Не оттуда ли выползают воспоминания о "прошлой жизни"? Но нет, их нельзя принимать всерьез. Это же болезнь. Да и слишком уж странный мир из них выглядывает, непохожий ни на что привычное. Правда, Белый говорил как раз наоборот: все, что кажется Косте бредом, есть на самом деле. Но ведь и сам Белый – только дурной сон, порождение Костиного больного сознания.
И опять появилась мысль, давно уже мучившая Костю. Ведь Белый и его слова непохожи ни на что известное. Но можно ли выдумать то, о чем не знаешь, чего никогда не видел, о чем никогда не думал? Так сон ли это?
Впрочем, кажется, это можно проверить. Вроде бы имеется способ. Что совсем недавно говорил Белый?
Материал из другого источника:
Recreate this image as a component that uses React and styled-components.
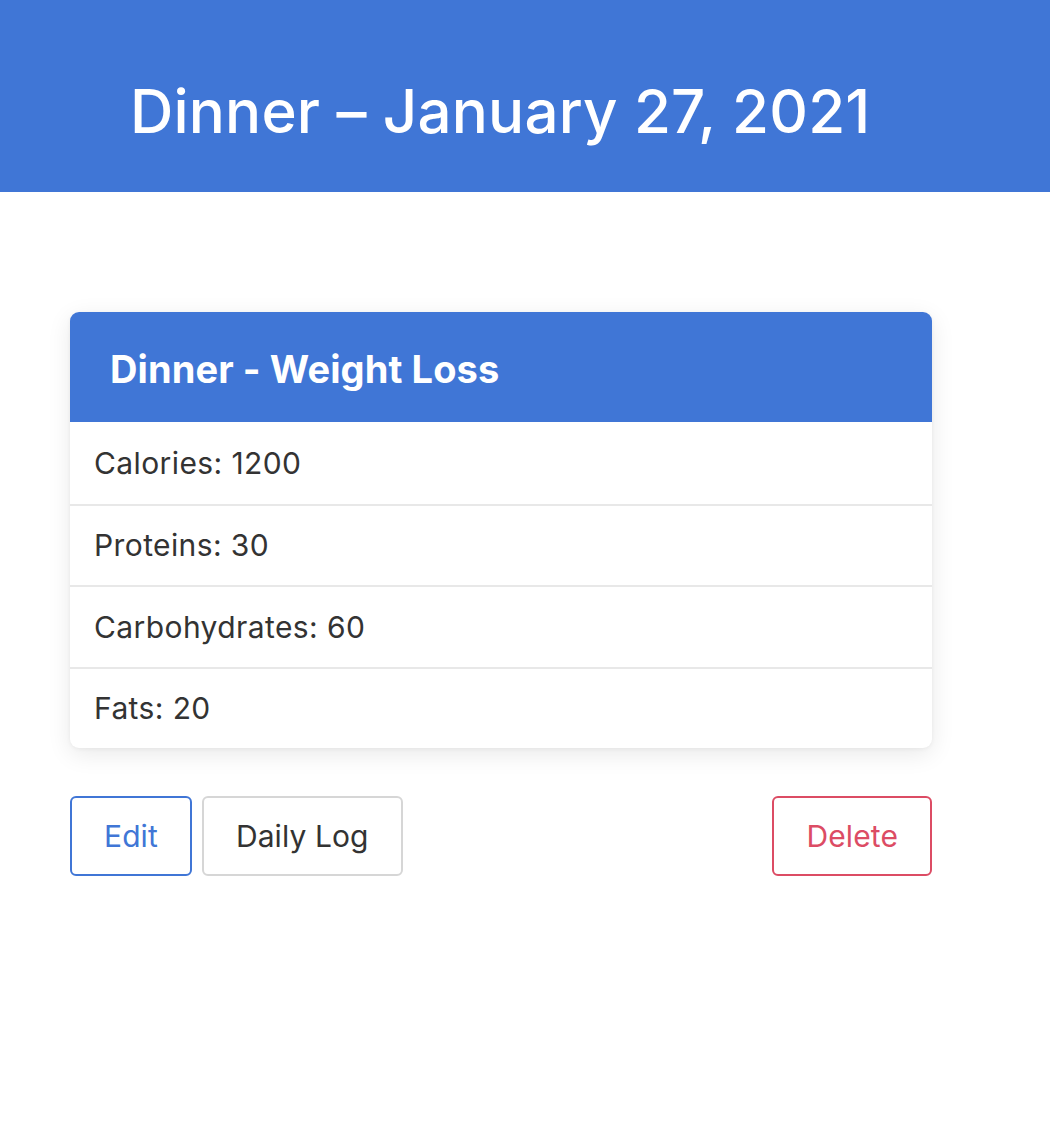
import React from "react";
import styled, { createGlobalStyle } from "styled-components";

const Global = createGlobalStyle`
  html, body { margin: 0; padding: 0; background: #fff; }
  body { font-family: Inter, "Noto Sans", "Liberation Sans", sans-serif; color: #333; }
  * { box-sizing: border-box; }
`;

const Banner = styled.header`
  background: #4076d6;
  height: 192px;
  display: flex;
  align-items: center;
  padding: 0 0 0 130px;
`;

const Title = styled.h1`
  margin: 0;
  padding-top: 30px;
  font-size: 60px;
  font-weight: 500;
  color: #fff;
  letter-spacing: 0.2px;
`;

const Main = styled.main`
  padding: 120px 0 0 70px;
  width: 932px;
`;

const Card = styled.section`
  border-radius: 9px;
  overflow: hidden;
  background: #fff;
  box-shadow: 0 6px 24px rgba(0, 0, 0, 0.09), 0 1px 4px rgba(0, 0, 0, 0.05);
`;

const CardHeader = styled.h2`
  margin: 0;
  height: 110px;
  display: flex;
  align-items: center;
  padding: 4px 40px 0;
  background: #4076d6;
  color: #fff;
  font-size: 38px;
  font-weight: 700;
  letter-spacing: 0.1px;
`;

const Row = styled.div`
  height: 81.5px;
  display: flex;
  align-items: center;
  padding: 0 24px;
  font-size: 30px;
  letter-spacing: 0.4px;
  color: #333;
  border-top: ${(p) => (p.$first ? "none" : "2px solid #e8e8e8")};
`;

const Actions = styled.div`
  display: flex;
  gap: 10px;
  margin-top: 48px;
`;

const Button = styled.button`
  height: 80px;
  padding: 0 32px;
  border-radius: 6px;
  background: #fff;
  font-family: inherit;
  font-size: 30px;
  letter-spacing: 0.1px;
  border: 2px solid ${(p) => p.$border};
  color: ${(p) => p.$color};
  margin-left: ${(p) => (p.$push ? "auto" : "0")};
`;

const rows = ["Calories: 1200", "Proteins: 30", "Carbohydrates: 60", "Fats: 20"];

export default function App() {
  return (
    <>
      <Global />
      <Banner>
        <Title>Dinner – January 27, 2021</Title>
      </Banner>
      <Main>
        <Card>
          <CardHeader>Dinner - Weight Loss</CardHeader>
          {rows.map((r, i) => (
            <Row key={r} $first={i === 0}>{r}</Row>
          ))}
        </Card>
        <Actions>
          <Button $border="#4076d6" $color="#4076d6">Edit</Button>
          <Button $border="#d6d6d6" $color="#333">Daily Log</Button>
          <Button $border="#dc4c64" $color="#dc4c64" $push>Delete</Button>
        </Actions>
      </Main>
    </>
  );
}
Надо быстрее вспомнить, пока холод совсем не затемнил мозги. Значит, так. Было снежное поле. И он не чувствовал холода, и сам себе удивлялся – возможно ли такое? Стоять безо всего, по щиколотку в снегу – и не мерзнуть? Так не бывает. Тем более, что снег-то самый настоящий, он еще хрустел в ладонях, а Белому все никак не удавалось слепить снежок, хотя тот и старался изо всех сил.
И вот этот рассыпающийся снежок и вытянул из глубоких ям памяти именно то, что нужно. Прощаясь, Белый сказал, что скоро будет плохо. Очень плохо. Можно сказать, хреново. И тогда он придет на помощь. Только сначала нужно кое-что сделать. А что? Да, теперь он вспомнил все! Надо мысленно досчитать до десяти и сделать движение рукой.
Костя вдруг очень ясно увидел, как разгибается с хрустом рука в локте, как ввинчивается по спирали вперед.
Может, и в самом деле попробовать? Хуже все равно не будет. А вдруг что-нибудь и впрямь получится? И неважно, что именно. Что угодно, лишь бы не черная безнадега, лишь бы не завтрашние кошмары. Не может быть, чтобы Белый пошутил. Сейчас Костя уже почти верил, что Белый – не сон и не бред, что за ним стоит хоть и неизвестная, но добрая и твердая сила.
Костя резко встал, с трудом удержав равновесие. Ноги затекли, ломило спину. Надо спешить, пока мороз не скрутил его окончательно. Он начал отсчет.
– Раз! – он говорил про себя, но слово ударило его изнутри, точно звук большого медного колокола.
– Два! – и колокол послышался столь явственно, что Костя вздрогнул. Но не от страха, нет, чего ему было бояться теперь? Наоборот – от какого-то незнакомого, радостного и вместе с тем тревожного чувства. В медном звоне ему почудился запах горелой травы, и почему-то перекрученные рельсы, лязг сотен мечей, пронзительный свист стрел в белесом от полуденного жара небе, и чьи-то глаза, нет, не глаза, а лицо, всего в каком-то метре от него, и вдруг он понял, кто это, вспомнил все и радостно засмеялся… Потом картины исчезли, но колокол продолжал гудеть в такт Костиному счету.